As property prices continue to fall many council tenants may consider that the time is right to purchase their home under the right to buy scheme.

If you are a council tenant and have lived in your home for a minimum of two years you could be eligible for a right to buy property. These are discounted purchases in which the discount increases for each year that the tenant has been a council tenant in that property. If a borrower is eligible they can usually, depending on their local authority buy their house straight away with the discount applied.

You must first contact your local authority that you rent your home from and they will send an application form for you to complete. Once this has been processed they will send out their own surveyor who will set a right to buy selling price, this figure is often lower than the open market value. Once you have been accepted you will receive your right to buy purchase papers detailing the right to buy valuation and your discount entitlement. Now you must find a mortgage.

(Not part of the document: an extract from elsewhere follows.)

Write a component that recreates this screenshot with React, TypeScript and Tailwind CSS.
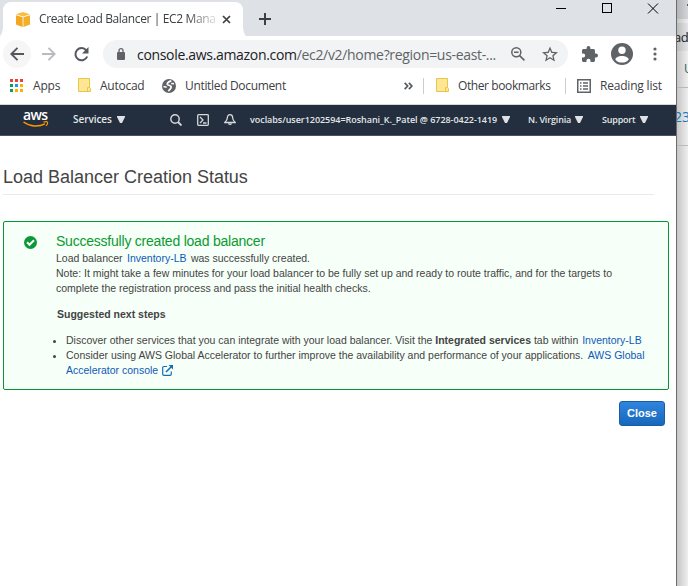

If you would like to apply for a right to buy mortgage you need to know that not all mortgage lenders offer such a mortgage. However the lenders that will give a right to buy mortgage can often give them on the same terms as their normal mortgages.

The mortgage must always be in the names of the people on the right to buy purchase papers which will be the same as the people on the tenancy agreement. This is important to remember as if you wish do have a mortgage in joint names but the tenancy is only in one name you must apply to add this person to the tenancy prior to applying for the right to buy.

Two kinds of right to buy mortgage
There are two kinds of right to buy mortgage which are
Right to buy maximum mortgage – this is a type of right to buy mortgage that uses the right to buy (RTB) price rather than the Open Market Valuation (OMV) price and can lend up to 100% of the RTB price. This means that for a 100% right to buy mortgage a house that has an OMV of 100,000 but a right to buy price of 75,000 the lender would actually lend 75% loan to value.

Right to buy mortgage on OMV – this is type of right to buy mortgage where the lender will give the borrower up to 85% of the OMV of the property, which is more than the right to buy price.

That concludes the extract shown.